Suzuki's announces Rs 9,000 cr investments

New plants for Nissan car and diesel engine, capacity expansion in the pipeline.

06 Oct 2006 | 3040 Views | By Autocar Pro News Desk

In an initiative aimed at consolidating its status as the biggest carmaker in India and improving its position as an exporter, Maruti Udyog (MUL) has announced investments worth Rs 9,000 crore over the next four years. This includes Rs 2,500 crore each towards the diesel engine plant in Manesar and a plant to produce Nissan cars also at Manesar, and Rs 4,000 crore towards expansion and upgradation of the Gurgaon facility.
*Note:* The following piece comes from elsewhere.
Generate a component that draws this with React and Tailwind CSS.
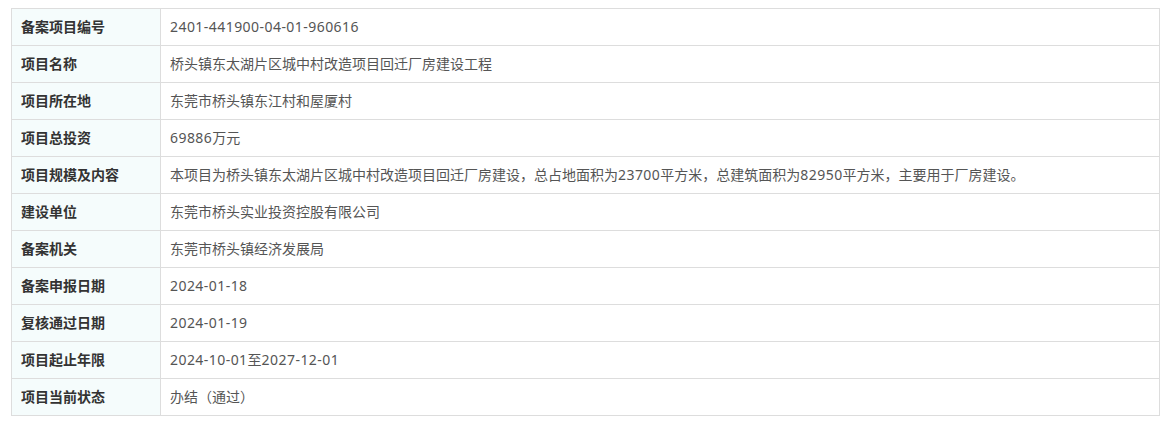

Making these announcements, Osamu Suzuki, chairman, Suzuki Motor (SMC), hinted that an additional Rs 2,500 crore would need to be invested by Suzuki and Nissan if a proposal to jointly produce a separate small car goes through. In Yokohama, Japan, Takeshi Isayama, vice chairman, Nissan, told journalists that negotiations were still on with Suzuki and a decision would be taken “within a month or two”. The two companies had announced in June that Maruti would produce cars for Nissan on a contractual basis. This plant is coming up at Manesar. The other car project, if it materialises, could be located in a special economic zone (SEZ), near one of the major ports to facilitare export.

It is obvious that Nissan has chosen Maruti because of its competence in building small cars, and its ability to control cost. Should this partnership work out, the next step could be a stronger alliance between the two at a global level. Carlos Ghosn, chief executive, Renault and Nissan, has stated that the two companies' alliance could be opened to other partners. "Under the right conditions, the benefits of alliance can be extended and significant value can be created for all partners," he said at the launch of a new crossover vehicle from Nissan.

Osamu Suzuki said that he had apprised government officials of the need to have adequate port infrastructure in place. “The worrying point is we do not have a port to handle such big volumes. We have container terminals, but dedicated ports are not there for vehicle exports,” he said.

News reports indicate that Nissan and Suzuki have submitted a long wish list, including a 10-year corporate tax holiday, duty-free imports, a VAT holiday and stamp duty exemption for the Rs 2,500 crore plant they plan to jointly set up. In addition to the tax write-offs, the companies have sought cheaper electricity, gas and water. They also want a stable industrial water supply and the laying of a liquefied natural gas pipeline as soon as possible. The other demands made to the central and state governments include an upgrade of transport infrastructure from their plant to ports, streamlined border inspection, abolition of traffic restrictions on heavy vehicles in cities and development of ports.

Coming to Maruti’s diesel engine plant now under construction at Manesar, production would begin by December 2006. In the first year one lakh diesel engines will be produced. This plant has an installed capacity of 300,000 Multijet engines, licensed from Fiat. Of these, half are intended for use in the domestic market with the Swift being a major recipient. Some engines could even go to GM India. The rest are meant for export, mainly to Europe.

Osamu Suzuki said that with crude prices being what they are, there is a chance that diesel could become the preferred fuel choice in the future. This plant, therefore, would have a major role to play in the fortunes of the company in the coming years. He also said that a new car plant was being constructed which will manufacture 100,000 Swifts per annum. After this he said there are also plans to manufacture a small car for exports. He added that Maruti would set up a plant to manufacture and sell one lakh small cars for the European markets. With these increased capacities, MUL's exports are expected to touch 1.5 lakh to 2 lakh units per annum. “This will reach 4 lakh units per annum if plans with Nissan is finalised.This will be the big jump in exports,” he said.